La proprietaria, persona squisita e attenta a soddisfare ogni nostra più piccola richiesta, ci incontra all'imbarco di Raiatea e con un viaggio di circa un'ora sul motoscafo di proprietà ci conduce a destinazione dove l'accoglienza è calorosa con tanto di tahitiano in costume locale che ci canta un motivo popolare accompagnato dall'ukulele, strumento musicale tipico dei luoghi, mentre una ragazza ci copre con una colorata collana di fiori visibilmente appena colti.  
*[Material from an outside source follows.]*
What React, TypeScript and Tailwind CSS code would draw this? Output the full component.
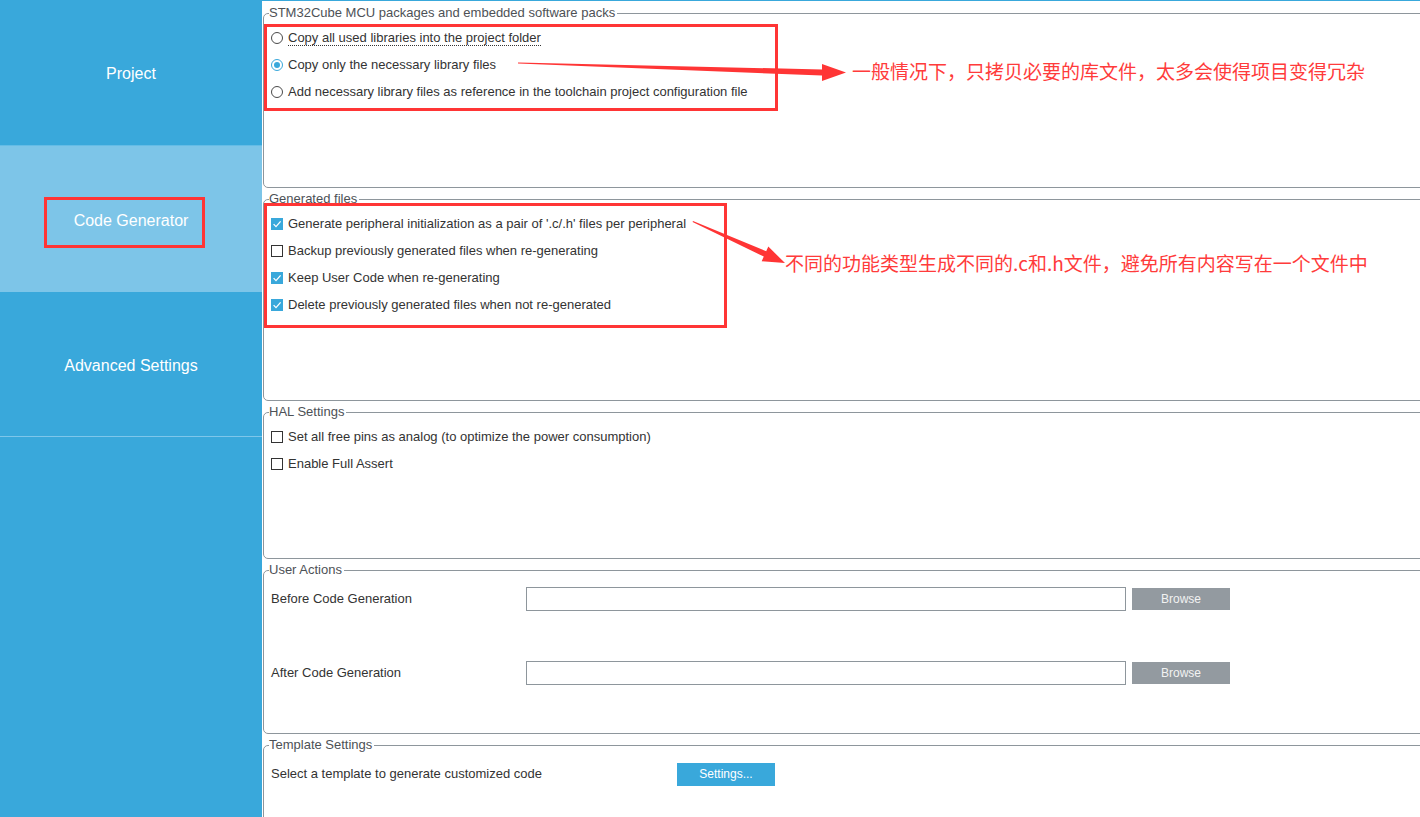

Saltato l'intero programma di immersioni per le condizioni dell'oceano, le giornate sono trascorse alternando gli ozi al sole ad alcune escursioni sull'isola con auto a noleggio, mangiando in trattorie all'apparenza modeste ma con la sapiente cultura della cucina ben salda.  C'è un'atmosfera incontaminata fatta di vegetazione tropicale fitta e lussureggiante,  pressochè totale assenza di traffico sull'unica strada che in 70 km percorre il perimetro  dell'isola regalando ottimi scorci fotografici con il verde che quasi invade le acque della laguna e la strada stessa.
Questo fuori programma ci ha perciò  consentito di cogliere in pieno il carattere solitario e selvaggio dell'isola,  di apprezzare la bellezza di luoghi intatti e conservati come solo la natura è abituata a fare. C'è stato anche il tempo per la visita alla fabbrica di vaniglia, rivelatasi peraltro un flop a metà in quanto la lavorazione viene svolta solo la mattina; ci viene comunque consentita la visita al deposito dove i baccelli, dopo l'esposizione al sole, il riposo all'ombra arieggiata, stagionano seccandosi coperti da sacchi di iuta; ed è questo periodo di lavorazione, di circa 4-6 mesi, che consente il formarsi del noto aroma oggi diffuso in tutto il mondo per diversi impieghi, non solo culinari.  
Ha invece un pò l'aria dell'abbandono l'Hibiscus, luogo di allevamento e preservazione della tartaruga di mare. Allevamento non è però il termine più adatto perchè in realtà, da come mi è stato spiegato,  l'Hibiscus paga i pescatori - per le tartarughe che rimangono impigliate nelle loro reti - più di quanto loro stessi potrebbero realizzare cedendole sul mercato nero (una legge ne vieta la cattura). C'è solo un piccolo e solitario esemplare: bah, forse si sono fatte furbe e non cadono più nelle reti dei pescatori.....  

Ce ne andremo con il profumo della vaniglia ed il ricordo di luoghi da sogno.